Calculating energies using GB

Apart from its use in Molecular Dynamics, the GB can also be employed to obtain quick estimates of energies of structures in solution. This is especially useful when you have a large number of coordinate sets obtained by other methods. For example, you want to find out which snapshot in MD_DATA has lower energy, trx.pdb.10 or trx.pdb.9 ? To answer this question, we will perform two single-point energy calculations using sander . First, we prepare AMBER coordinate files corresponding to the selected PDB files.
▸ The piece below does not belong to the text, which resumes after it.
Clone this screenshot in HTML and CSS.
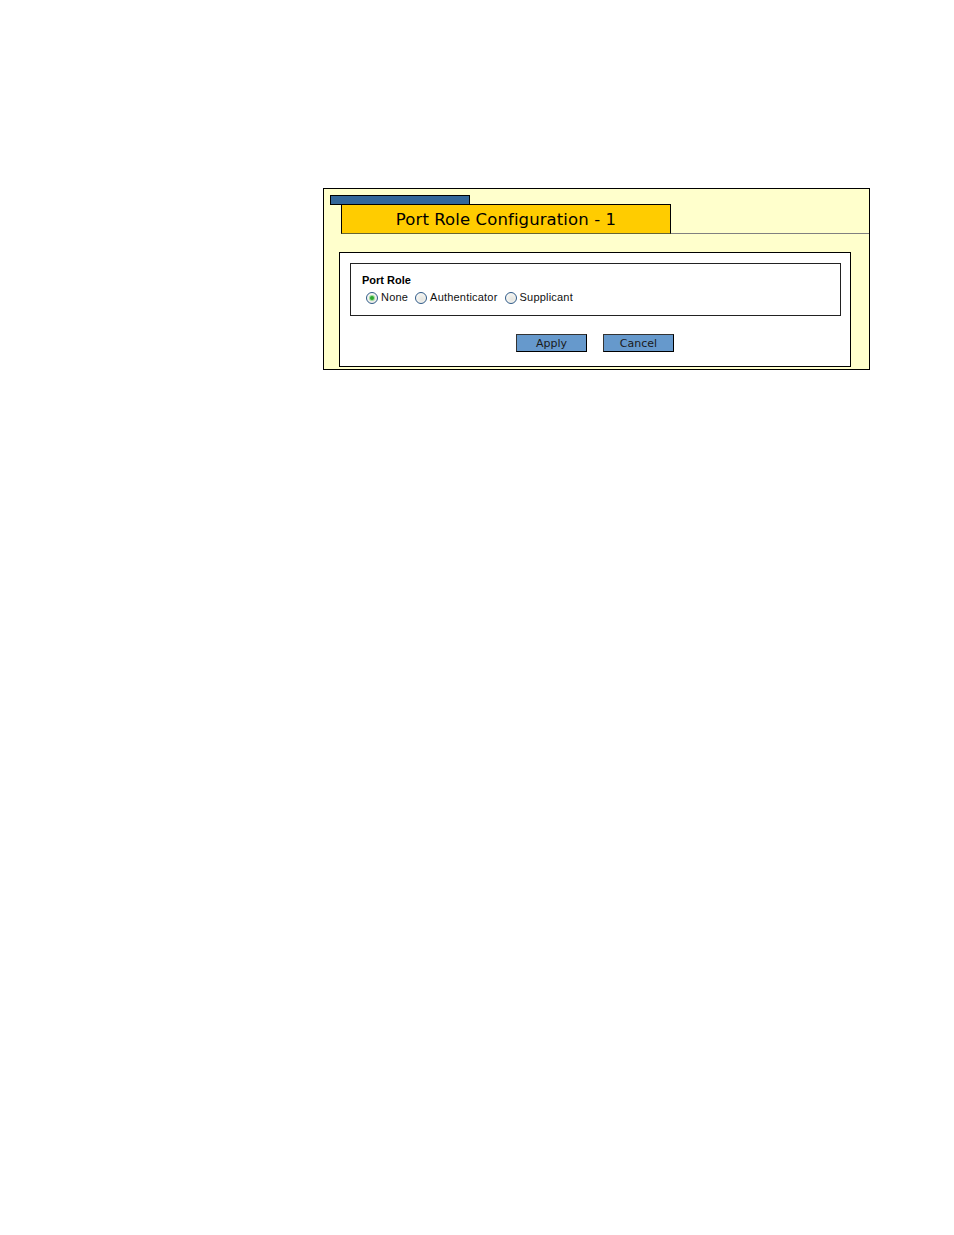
FILE: index.html
```html
<!DOCTYPE html>
<html>
<head>
<meta charset="utf-8">
<title>Port Role Configuration</title>
<link rel="stylesheet" href="styles.css">
</head>
<body>
<div class="panel">
  <div class="tab-head">
    <div class="tab-marker"></div>
    <div class="tab-row">
      <div class="tab-title">Port Role Configuration - 1</div>
      <div class="tab-rule"></div>
    </div>
  </div>
  <div class="form-box">
    <div class="group">
      <div class="group-label">Port Role</div>
      <div class="radios">
        <label class="radio"><span class="dot checked"></span>None</label>
        <label class="radio"><span class="dot"></span>Authenticator</label>
        <label class="radio"><span class="dot"></span>Supplicant</label>
      </div>
    </div>
    <div class="buttons">
      <button class="btn">Apply</button>
      <button class="btn">Cancel</button>
    </div>
  </div>
</div>
</body>
</html>
```

FILE: styles.css
```css
html, body {
  margin: 0;
  padding: 0;
  background: #ffffff;
}

body {
  padding: 188px 0 0 323px;
  font-family: "DejaVu Sans", Verdana, sans-serif;
}

.panel {
  box-sizing: border-box;
  width: 547px;
  height: 182px;
  border: 1px solid #000000;
  background: #ffffcc;
  padding: 6px 0 0 0;
}

.tab-head {
  display: flex;
  flex-direction: column;
}

.tab-marker {
  box-sizing: border-box;
  margin-left: 6px;
  width: 140px;
  height: 10px;
  background: #336699;
  border: 1px solid #000000;
}

.tab-row {
  display: flex;
  align-items: flex-end;
  margin-top: -1px;
  padding-left: 17px;
}

.tab-title {
  box-sizing: border-box;
  width: 330px;
  height: 30px;
  background: #ffcc00;
  border: 1px solid #000000;
  border-bottom-color: #666633;
  font-size: 16.5px;
  letter-spacing: 0.1px;
  color: #000000;
  text-align: center;
  line-height: 29px;
}

.tab-rule {
  flex: 1;
  height: 0;
  border-bottom: 1px solid #808080;
}

.form-box {
  box-sizing: border-box;
  margin: 18px 0 0 15px;
  width: 512px;
  height: 115px;
  background: #ffffff;
  border: 1px solid #000000;
  padding: 10px 0 0 10px;
}

.group {
  box-sizing: border-box;
  width: 491px;
  height: 53px;
  border: 1px solid #222222;
  padding: 10px 0 0 11px;
  font-family: "Liberation Sans", Arial, sans-serif;
  font-size: 11px;
  color: #000000;
}

.group-label {
  font-weight: bold;
  line-height: 13px;
}

.radios {
  display: flex;
  margin-top: 3px;
  padding-left: 4px;
  gap: 7px;
}

.radio {
  display: flex;
  align-items: center;
  gap: 3px;
  line-height: 14px;
  letter-spacing: 0.2px;
  color: #111111;
}

.dot {
  box-sizing: border-box;
  width: 12px;
  height: 12px;
  margin-top: 1px;
  border-radius: 50%;
  border: 1px solid #2f5a88;
  background: radial-gradient(circle at 60% 60%, #e4e4df 0%, #f4f4f0 60%, #ffffff 100%);
  display: flex;
  align-items: center;
  justify-content: center;
}

.dot.checked::after {
  content: "";
  width: 4px;
  height: 4px;
  border-radius: 50%;
  background: #2da82d;
  box-shadow: 0 0 0 1px #9fdc9f;
}

.buttons {
  display: flex;
  justify-content: center;
  gap: 16px;
  margin-top: 18px;
  padding-right: 10px;
}

.btn {
  box-sizing: border-box;
  width: 71px;
  height: 18px;
  padding: 1px 0 0 0;
  margin: 0;
  background: #6699cc;
  border: 1px solid #000000;
  border-left-color: #333333;
  border-top-color: #333333;
  font-family: "DejaVu Sans", Verdana, sans-serif;
  font-size: 11px;
  color: #1a1a1a;
  line-height: 15px;
}
```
You can modify the script we have already used, trx.leap.scrpt , into smth. like generate_crd.scrpt . With this, you will generate coordinate file trx.md.10.crd in MD_DATA . We will now run sander using energy.in script:


cat < mdin
  compute single-point energy
 &cntrl
   cut=300.0, igb=2, saltcon=0.2, gbsa=1,
   ntpr=1,
   nstlim = 0, dt=0.002,
   ntt=1, tempi=300.0, temp0=300.0, tautp=2.0,
   ntx=1, irest=0, ntb=0,
 &end
eof
sander   -O -i mdin \
-c MD_DATA/trx.md.10.crd  -p trx.top  -o energy.out
Note that we have switched back to a 300 A cut-off for greater accuracy, and use the same topology file as before since this does not change from snapshot to snapshot. Once energy.in is finished, do

grep "EPtot" < energy.out | awk '{ print $9 }'

to obtain

-2202.4387

- total (potential) energy in [Kcal/mol] of the solvated structure trx.pdb.10 . Repeating the same steps for trx.pdb.9 yields -2243.0907 [Kcal/mol]. Notice that energy fluctuation between these two snapshots is quite large - we would like to emphasize that a much greater number of representative structures is usually needed to obtain meaningful averages.